Joe Karp, bar supervisor at Leith’s Bond No.9, said he has also noticed an increase in calls for older classic rum cocktails.
“You’ll find a lot of people asking for drinks that they maybe wouldn’t have done a couple of years ago,” said Karp.
“Really forgotten classics, Daisy De Santiagos [rum, lime juice, simple syrup and Chatreuse liqueur] and things like that, are getting called.
“You don’t hear that very often, which is great for us. It gives us a bit of variety.”
These calls appear to coincide with a growing knowledge of the category among consumers.
Sutherland said customers in his bar are now bar-calling rums more often than any other spirit, including brands at the premium end of the back bar, such as Appleton VX.
Robb Wilkie, general manager of Glasgow bar Ivy, said that name-calling is particularly popular in the booming spiced rum category.
“People won’t ask for spiced rum, they’ll just ask for a name,” Wilkie said.
“Spiced rums tend to be very well marketed.
“Kraken is quite new on the scene, but already everyone knows it, because they’ve really got themselves out there.
“There are plenty of spiced rums to choose from these days, which is great.”
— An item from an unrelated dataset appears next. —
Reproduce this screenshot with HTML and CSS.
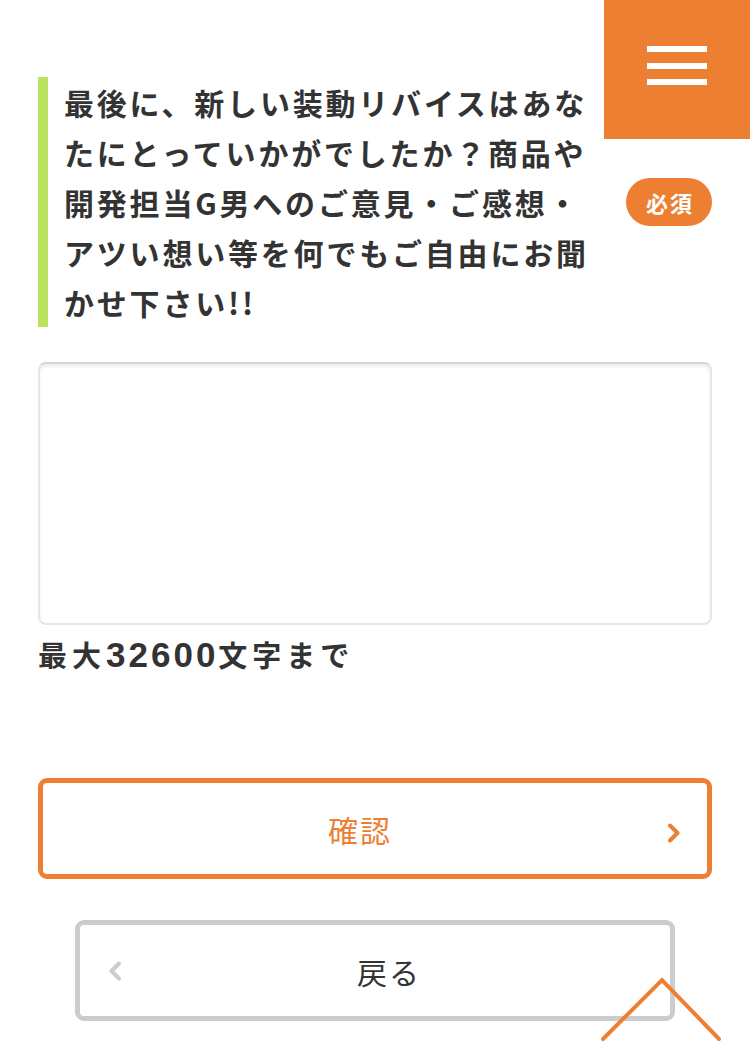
FILE: index.html
```html
<!DOCTYPE html>
<html lang="ja">
<head>
<meta charset="utf-8">
<title>お問い合わせ</title>
<link rel="stylesheet" href="styles.css">
</head>
<body>
<main class="page">
  <div class="question">
    <h2 class="q-title">最後に、新しい装動リバイスはあな<br>たにとっていかがでしたか？商品や<br>開発担当G男へのご意見・ご感想・<br>アツい想い等を何でもご自由にお聞<br>かせ下さい!!</h2>
    <span class="badge">必須</span>
  </div>
  <textarea class="answer"></textarea>
  <p class="note">最大<span class="num">32600</span>文字まで</p>
  <div class="actions">
    <button class="btn btn-confirm" type="button">
      <span class="btn-label">確認</span>
      <svg class="chev chev-right" width="14" height="20" viewBox="0 0 14 20"><path d="M3 2.5 L10.5 10 L3 17.5" fill="none" stroke="#ed7f33" stroke-width="4" stroke-linecap="round" stroke-linejoin="round"/></svg>
    </button>
    <button class="btn btn-back" type="button">
      <svg class="chev chev-left" width="16" height="20" viewBox="0 0 16 20"><path d="M12 2.5 L4.5 10 L12 17.5" fill="none" stroke="#cccccc" stroke-width="4" stroke-linecap="round" stroke-linejoin="round"/></svg>
      <span class="btn-label">戻る</span>
    </button>
  </div>
</main>
<div class="menu-btn" aria-label="menu">
  <span class="bar"></span>
  <span class="bar"></span>
  <span class="bar"></span>
</div>
<a class="pagetop" href="#" aria-label="page top">
  <svg width="124" height="66" viewBox="0 0 124 66"><path d="M2 63 L61 4 L118 63" fill="none" stroke="#ed7f33" stroke-width="4" stroke-linecap="round" stroke-linejoin="miter"/></svg>
</a>
</body>
</html>
```
FILE: styles.css
```css
* { box-sizing: border-box; }
html, body {
  margin: 0;
  padding: 0;
  background: #ffffff;
}
body {
  font-family: "Noto Sans CJK JP", "Noto Sans", sans-serif;
  color: #333333;
  width: 750px;
  height: 1056px;
  overflow: hidden;
  position: relative;
}
.page {
  padding: 77px 38px 0 38px;
}
.question {
  display: flex;
  align-items: center;
  justify-content: space-between;
}
.q-title {
  margin: 0;
  border-left: 10px solid #b9e35f;
  padding-left: 16px;
  font-size: 30px;
  font-weight: 700;
  line-height: 50px;
  letter-spacing: 2.8px;
  color: #333333;
  white-space: nowrap;
}
.badge {
  flex: none;
  width: 86px;
  height: 48px;
  border-radius: 24px;
  background: #ed7f33;
  color: #ffffff;
  font-size: 22px;
  font-weight: 700;
  letter-spacing: 2px;
  display: flex;
  align-items: center;
  justify-content: center;
  padding-left: 2px;
}
.answer {
  display: block;
  width: 674px;
  height: 263px;
  margin: 35px 0 0 0;
  border: 2px solid #e6e6e6;
  border-top-color: #d6d6d6;
  border-radius: 8px;
  box-shadow: inset 0 3px 3px rgba(0, 0, 0, 0.07);
  background: #ffffff;
  resize: none;
  font-family: inherit;
}
.note {
  margin: 9px 0 0 0;
  height: 40px;
  font-size: 29px;
  font-weight: 700;
  line-height: 40px;
  letter-spacing: 5px;
  color: #333333;
}
.note .num {
  font-family: "Liberation Sans", "DejaVu Sans", sans-serif;
  font-size: 35px;
  line-height: 1;
  letter-spacing: 3px;
  margin-left: 0;
}
.actions {
  margin-top: 104px;
  display: flex;
  flex-direction: column;
  align-items: center;
  gap: 41px;
}
.btn {
  position: relative;
  display: flex;
  align-items: center;
  justify-content: center;
  height: 101px;
  border-radius: 9px;
  background: #ffffff;
  font-family: inherit;
  font-size: 30px;
  font-weight: 400;
  letter-spacing: 2px;
  padding: 0;
  cursor: pointer;
}
.btn-confirm {
  width: 674px;
  border: 5px solid #ed7f33;
  color: #ed7f33;
}
.btn-confirm .btn-label {
  margin-right: 30px;
}
.btn-confirm .chev-right {
  position: absolute;
  right: 26px;
  top: 40px;
}
.btn-back {
  width: 600px;
  border: 5px solid #cccccc;
  color: #333333;
}
.btn-back .btn-label {
  margin-left: 28px;
}
.btn-back .chev-left {
  position: absolute;
  left: 27px;
  top: 36px;
}
.menu-btn {
  position: absolute;
  top: 0;
  right: 0;
  width: 146px;
  height: 139px;
  background: #ed7f33;
  display: flex;
  flex-direction: column;
  align-items: center;
  padding-top: 46px;
  gap: 10.5px;
}
.menu-btn .bar {
  display: block;
  width: 60px;
  height: 6px;
  background: #ffffff;
}
.pagetop {
  position: absolute;
  left: 601px;
  top: 976px;
  width: 124px;
  height: 66px;
  display: block;
}
.pagetop svg { display: block; }
```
Wilkie told SLTN that even customers who order a standard rum and Coke can often be encouraged to branch out and try something different.
“Sometimes people just want stuff they’re used to, and that’s fine,” he said.
“Others can be quite easily swung. It’s just about making people feel comfortable.”
For consumers who are keen to try a new rum and Coke serve, Wilkie recommends the Eldorado 5 Year Old or Pampero Aniversario.
“I just think they’re such good, rich, complex rum and Coke drinks,” he explained.
“And they’re much lesser known than the bigger players.”
From a licensee’s point of view the advantage of switching customers to a more expensive premium spirit is an obvious one.
But it’s not just the spirit itself which offers the ‘upsell’ opportunity – there also seems to be interest among drinkers in opting for better quality mixers.

The Tiki thing is huge. People still love their big silly cocktails, frankly. It’s great.

Sutherland said staff at 56 North encourage customers to branch outside of the Cuba Libre rum serve and experiment with different combinations.
“From a customer point of view, it’s trying a different product, served differently, with something that might taste completely alien to them but that they might like,” he explained.
“From our point of view it’s also an upsell, because you’re selling baby mixers, bottles of ginger beer or whatever it may be so there’s more margin in it for us.”
With more products and serves emerging on an almost monthly basis, it seems the rum category is determined to keep consumers hooked.